Liam Jones saved a certain goal in the last minute by leaving his man and stopping the ball carrier at 50. Tied it up for a stoppage just before the siren. Had he stayed at home on his man, either he gets drawn by the player with the ball, or a shot for goal sails over his head.

Greenwood won a free kick against Cripps for a hold that resulted in a goal, but if you get the chance to watch the replay, check out Eddie Betts laughing at Cripps as he pleads his case.

Whilst many will talk about McGovern’s grab, Tom Lynch’s hamstring-stretcher in the second was a beauty as well. It was a contested grab at his toes – very tough to take.

Loved Betts’ second goal. The Crows just bullied the ball forward and Eddie got on the end of a ricochet. Also thought the Fogarty kick whilst laying on his back was pretty good, too.

Cam O’Shea’s tackle on Cam Ellis-Yolman was a ripper

Matt Crouch has simply not missed a beat. Another 32 touches tonight in the second game back from injury.

Really liked the game of Ellis-Yolman. Strong body that rarely loses his feet. May not have the tightest turning circle, but when he grabs it and gets on the move, he is a hard man to stop.

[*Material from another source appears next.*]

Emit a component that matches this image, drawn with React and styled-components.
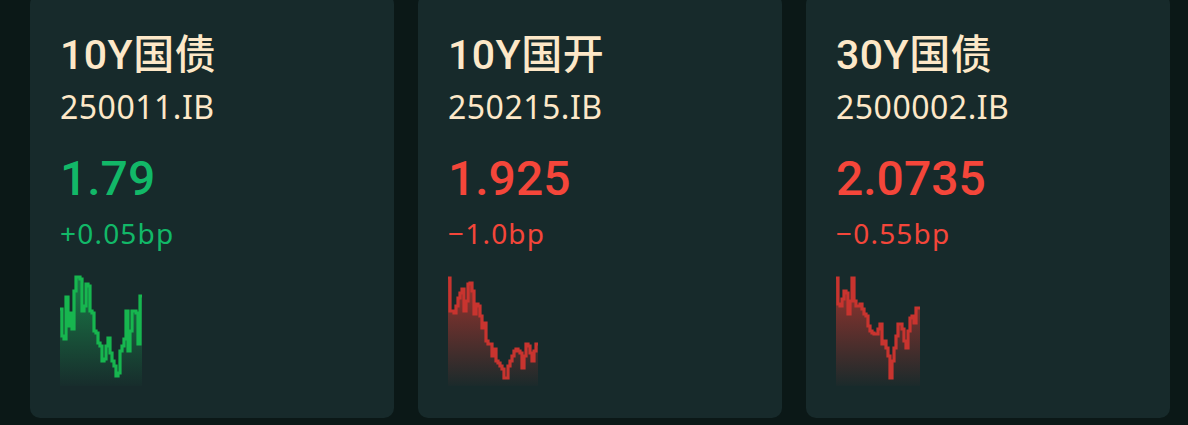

I had the feeling early on that we may see a career-high number for gioals from Josh Jenkins. He started like a train, but by the end, he was even spending some time in defence.

I’m not sold on Matt Kennedy being an answer to questions asked of Carlton. Doesn’t do enough, for mine.

Didn’t seem to be much feeling from the Carlton players against Gibbs. There wasn’t your usual push and shove, or even words exchanged. It was eerily calm and accepting from the Blues.

The heat was well and truly out of it by the start of the last quarter. I hope the umpires already had their minds made up as to whom was best on ground. Richard Douglas, I reckon.


And there we go – the Crows were just a cut above and did what was expected of them. A little scare in the second quarter, but good composure from Adelaide to finish the Blues off and put the result beyond doubt by three quarter time.